Art of investments


Investment Outlook 3Q 2015 Update

Jul 31, 2015

Investment Summary

  • DM economies stay on recovery track. Economic conditions have improved in North America and EMEA, while deteriorating in Asia (excluding Japan) over the last few months.
  • G-4 central banks maintain economic stimulus. The ECB and BOJ will continue their quantitative easing programs. The US Fed’s tightening will be gradual and probably not start until 2016.
  • EM economies continue to decelerate due to both cyclical and structural reasons. We think the DM recovery will eventually boost EM economies, which will lend support to commodity prices.
  • In Russia the most likely scenario for the next 12 months is a mild recession with real GDP contracting 2-3%, oil prices fluctuating between $50 to $60/bbl, inflation and policy rates declining to less than 10%, and the ruble at 55-60/USD.
  • External debt deleveraging remains a key risk for broad economic growth, but it is rebuilding balance sheet quality.

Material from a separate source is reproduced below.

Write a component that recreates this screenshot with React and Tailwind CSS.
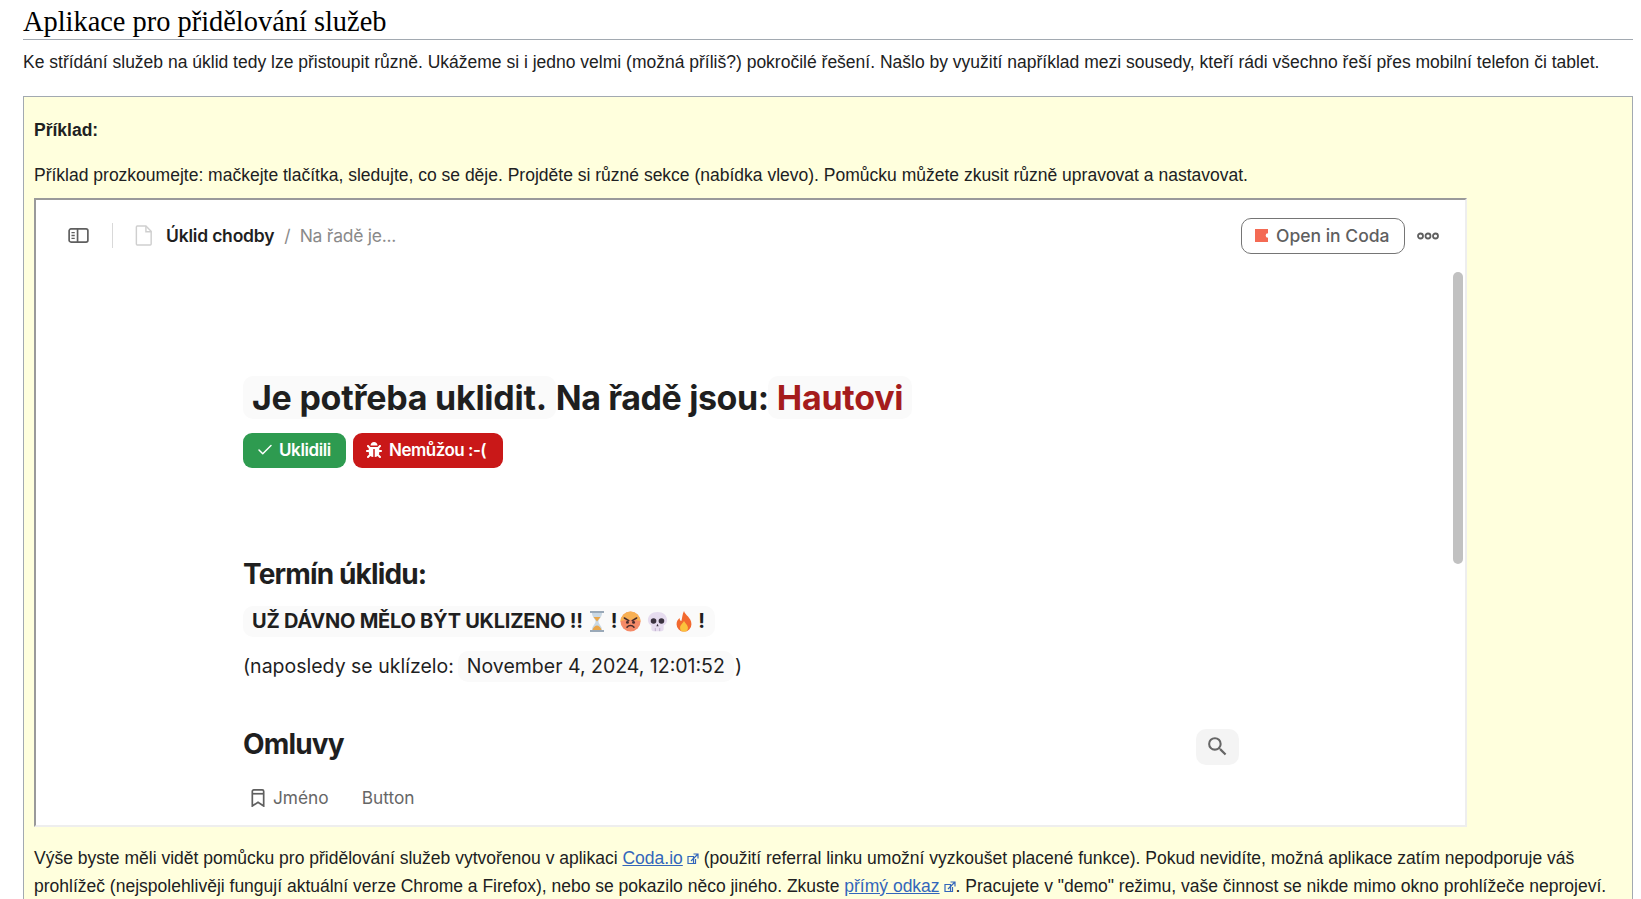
import React from "react";
import { Check } from "lucide-react";
import { MdSearch } from "react-icons/md";
import { FaBug } from "react-icons/fa";

const ExtLink = () => (
  <svg viewBox="0 0 12 12" className="inline-block w-[12px] h-[12px] ml-[4px] align-[-1px]" fill="none" stroke="#3366bb" strokeWidth="1.2">
    <path d="M1 3.500h5.500v7H1z M1 3.500v7h7.500V6" />
    <path d="M4 8l6.500-6.500M6.500 1h4.500v4.500" />
  </svg>
);

const Hourglass = () => (
  <svg viewBox="0 0 16 21" className="w-[16px] h-[21px]">
    <path d="M1 0h14v2H1zM1 19h14v2H1z" fill="#9aa9b8" />
    <path d="M3 2h10c0 4-3.500 6-3.500 8.500S13 15 13 19H3c0-4 3.500-6 3.500-8.500S3 6 3 2z" fill="#c9d8e4" />
    <path d="M4.500 6h7L8 10.500zM3.500 19c.7-3 3-4.500 4.500-4.500s3.800 1.500 4.500 4.500z" fill="#e9a64a" />
  </svg>
);

const Angry = () => (
  <svg viewBox="0 0 24 24" className="w-[21px] h-[21px]">
    <circle cx="12" cy="12" r="11.500" fill="#f58a68" />
    <path d="M.5 12a11.500 11.500 0 0 1 23 0c-4-2.500-19-2.500-23 0z" fill="#f9b94e" opacity=".8" />
    <path d="M5 8l5 3M19 8l-5 3" stroke="#4a2d2d" strokeWidth="1.800" strokeLinecap="round" />
    <circle cx="8.500" cy="13" r="1.700" fill="#4a2d2d" />
    <circle cx="15.500" cy="13" r="1.700" fill="#4a2d2d" />
    <path d="M8 18.500c2-2.500 6-2.500 8 0" stroke="#4a2d2d" strokeWidth="1.800" fill="none" strokeLinecap="round" />
  </svg>
);

const Skull = () => (
  <svg viewBox="0 0 24 24" className="w-[21px] h-[21px]">
    <path d="M12 1c6.500 0 11 4 11 9.500 0 3-2 5-4 6v4c0 1.500-1 2.500-2.500 2.500h-9C6 23 5 22 5 20.500v-4c-2-1-4-3-4-6C1 5 5.500 1 12 1z" fill="#e6dcef" />
    <circle cx="7.500" cy="11.500" r="3.200" fill="#3b3340" />
    <circle cx="16.500" cy="11.500" r="3.200" fill="#3b3340" />
    <path d="M12 14.500l-1.300 2.800h2.600z" fill="#3b3340" />
    <path d="M9.500 19.500V23M14.500 19.500V23" stroke="#b9abc6" strokeWidth="1" />
  </svg>
);

const Fire = () => (
  <svg viewBox="0 0 20 24" className="w-[18px] h-[21px]">
    <path d="M10 0c1 4.500 8.500 7.500 8.500 15a8.500 8.500 0 0 1-17 0c0-3 1.500-5.500 3.500-7 0 2 .8 3.500 2 3.500C8 8 8 4 10 0z" fill="#f2692f" />
    <path d="M10 11c.5 2.500 4.500 4.500 4.500 8a4.500 4.500 0 0 1-9 0c0-3.500 3.500-5 4.500-8z" fill="#fbc23c" />
  </svg>
);

const App = () => {
  return (
    <div className="w-[1641px] h-[899px] overflow-hidden bg-white pl-[23px] pr-[8px] font-['Liberation_Sans',sans-serif] text-[17.5px] text-[#202122]">
      <h2 className="h-[40px] pt-[6px] border-b border-[#a2a9b1] font-['Liberation_Serif',serif] text-[28.4px] leading-[32px] text-black">
        Aplikace pro přidělování služeb
      </h2>
      <p className="mt-[10px] leading-[25.6px] whitespace-nowrap">
        Ke střídání služeb na úklid tedy lze přistoupit různě. Ukážeme si i jedno velmi (možná příliš?) pokročilé řešení. Našlo by využití například mezi sousedy, kteří rádi všechno řeší přes mobilní telefon či tablet.
      </p>
      <div className="mt-[20px] h-[900px] border border-[#a2a9b1] bg-[#ffffdd] px-[10px]">
        <p className="mt-[21px] leading-[25.6px] font-bold">Příklad:</p>
        <p className="mt-[20px] leading-[25.6px]">
          Příklad prozkoumejte: mačkejte tlačítka, sledujte, co se děje. Projděte si různé sekce (nabídka vlevo). Pomůcku můžete zkusit různě upravovat a nastavovat.
        </p>
        <div className="relative mt-[9px] w-[1433px] h-[629px] overflow-hidden bg-white border-2 border-t-[#9a9a9a] border-l-[#9a9a9a] border-r-[#eeeeee] border-b-[#eeeeee] font-['Inter',sans-serif]">
          <div className="flex items-center h-[72px] pl-[32px] pr-[26px]">
            <svg viewBox="0 0 22 16" className="w-[21px] h-[15px]" fill="none" stroke="#5f5f5f" strokeWidth="1.800">
              <rect x="1" y="1" width="20" height="14" rx="2" />
              <path d="M10 1v14" />
              <path d="M3.500 5h3.500M3.500 8h3.500M3.500 11h3.500" strokeWidth="1.400" />
            </svg>
            <div className="ml-[23px] w-px h-[25px] bg-[#d9d9d9]" />
            <svg viewBox="0 0 18 22" className="ml-[22px] w-[18px] h-[21px]" fill="none" stroke="#cfcfcf" strokeWidth="1.500">
              <path d="M2 1h9l5.500 5.500V20a1 1 0 0 1-1 1H2a1 1 0 0 1-1-1V2a1 1 0 0 1 1-1z" />
              <path d="M11 1v6h5.500" />
            </svg>
            <span className="ml-[13px] text-[17.500px] font-semibold text-[#1f1f1f] tracking-[-0.2px]">Úklid chodby</span>
            <span className="ml-[10px] text-[17.500px] text-[#8a8a8a]">/</span>
            <span className="ml-[9px] text-[17.500px] text-[#8a8a8a] tracking-[-0.25px]">Na řadě je...</span>
            <div className="ml-auto flex items-center gap-[8px] w-[164px] h-[36px] pl-[13px] border border-[#757575] rounded-[10px] text-[17.500px] font-medium text-[#5f5f5f]">
              <svg viewBox="0 0 14 14" className="w-[13px] h-[13px]">
                <path d="M0 0h14v4.500a2.500 2.500 0 0 0 0 5V14H0z" fill="#f46a54" />
              </svg>
              Open in Coda
            </div>
            <svg viewBox="0 0 22 8" className="ml-[12px] w-[22px] h-[8px]" fill="none" stroke="#5f5f5f" strokeWidth="1.800">
              <circle cx="3.500" cy="4" r="2.500" />
              <circle cx="11" cy="4" r="2.500" />
              <circle cx="18.500" cy="4" r="2.500" />
            </svg>
          </div>
          <div className="absolute left-[1417px] top-[72px] w-[10px] h-[292px] rounded-[5px] bg-[#c1c1c1]" />
          <div className="pl-[207px] w-[1212px]">
            <div className="mt-[104px] flex">
              <h1 className="h-[43px] flex items-center text-[34px] font-bold text-[#1f1f1f] tracking-[-0.25px] whitespace-nowrap">
                <span className="h-[43px] leading-[43px] px-[9px] bg-[#fafafa] rounded-[10px]">Je potřeba uklidit.</span>
                <span className="tracking-[-0.4px]">Na řadě jsou:</span>
                <span className="-ml-[1px] h-[43px] leading-[43px] px-[9px] bg-[#fafafa] rounded-[10px] text-[#a51c1c]">Hautovi</span>
              </h1>
            </div>
            <div className="mt-[14px] flex gap-[7px]">
              <div className="flex items-center gap-[5px] w-[103px] h-[35px] pl-[13px] bg-[#2e9b50] rounded-[9px] text-white text-[17px] font-semibold tracking-[-0.4px]">
                <Check size={18} strokeWidth={2} />
                Uklidili
              </div>
              <div className="flex items-center gap-[7px] w-[150px] h-[35px] pl-[13px] bg-[#c91818] rounded-[9px] text-white text-[17px] font-semibold tracking-[-0.5px]">
                <FaBug size={16} />
                Nemůžou :-(
              </div>
            </div>
            <h2 className="mt-[86px] text-[28px] leading-[40px] font-bold text-[#1f1f1f] tracking-[-0.85px]">Termín úklidu:</h2>
            <div className="mt-[12px] inline-flex items-center h-[31px] pl-[9px] pr-[10px] bg-[#fafafa] rounded-[10px] text-[20px] font-bold text-[#1f1f1f] tracking-[-0.25px] whitespace-nowrap">
              UŽ DÁVNO MĚLO BÝT UKLIZENO !!
              <span className="ml-[6px]"><Hourglass /></span>
              <span className="ml-[6px]">!</span>
              <span className="ml-[3px]"><Angry /></span>
              <span className="ml-[6px]"><Skull /></span>
              <span className="ml-[7px]"><Fire /></span>
              <span className="ml-[5px]">!</span>
            </div>
            <div className="mt-[14px] flex items-center h-[31px] text-[19.500px] text-[#1f1f1f]">
              (naposledy se uklízelo:
              <span className="ml-[4px] h-[31px] leading-[31px] px-[9px] bg-[#fafafa] rounded-[10px]">November 4, 2024, 12:01:52</span>
              <span className="ml-[1px]">)</span>
            </div>
            <div className="mt-[44px] flex items-start justify-between h-[37px]">
              <h2 className="text-[28px] leading-[37px] font-bold text-[#1f1f1f] tracking-[-0.85px]">Omluvy</h2>
              <div className="mt-[3px] mr-[9px] flex items-center justify-center w-[43px] h-[36px] bg-[#f4f4f4] rounded-[10px]">
                <MdSearch size={25} className="text-[#666666]" />
              </div>
            </div>
            <div className="mt-[22px] flex items-center text-[17.300px] text-[#666666]">
              <svg viewBox="0 0 14 19" className="ml-[8px] w-[14px] h-[18px]" fill="none" stroke="#5f5f5f" strokeWidth="1.800">
                <path d="M2.500 1h9a1.500 1.500 0 0 1 1.500 1.500V18l-6-4-6 4V2.500A1.500 1.500 0 0 1 2.500 1z" />
                <path d="M1 5h12" />
              </svg>
              <span className="ml-[8px]">Jméno</span>
              <span className="ml-[33px]">Button</span>
            </div>
          </div>
        </div>
        <p className="mt-[17px] leading-[28px]">
          Výše byste měli vidět pomůcku pro přidělování služeb vytvořenou v aplikaci <a className="text-[#3366bb] underline">Coda.io</a><ExtLink /> (použití referral linku umožní vyzkoušet placené funkce). Pokud nevidíte, možná aplikace zatím nepodporuje váš prohlížeč (nejspolehlivěji fungují aktuální verze Chrome a Firefox), nebo se pokazilo něco jiného. Zkuste <a className="text-[#3366bb] underline">přímý odkaz</a><ExtLink />. Pracujete v "demo" režimu, vaše činnost se nikde mimo okno prohlížeče neprojeví.
        </p>
      </div>
    </div>
  );
};

export default App;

This process may continue throughout 2015-16 in the amount of $40-60 bln per annum, or 3-4% of GDP.
  • The CBR’s goal of rebuilding reserves to $500bn over the next 5-7 years is likely to be neutral for ruble liquidity (as the regulator could neutralize currency purchases with repo transactions) and moderately negative for the ruble exchange rate. We estimate that the CBR will reduce the key rate to 9% over the next 12 months.
  • Our top-down and bottom-up DCF models indicate equity upsides of 40% and 30%, respectively. The multiple expansion phase of the market recovery has started with forward 12m P/Es breaking above 6x. Russian equities have a very low EPS base and multiples are depressed by geopolitical factors.
  • Our equity portfolios are defensively positioned in liquid names, focused on value in exporters and growth in selective domestic consumption plays.
  • Our fixed income strategies are positioned for a moderate yield compression. Our ruble strategy is currently above the benchmark duration, yielding 13.1% to maturity. Our hard currency strategies are more focused on credit specific stories with an average YTM of 10.5%, suggesting a more than 900 bps spread over the benchmark.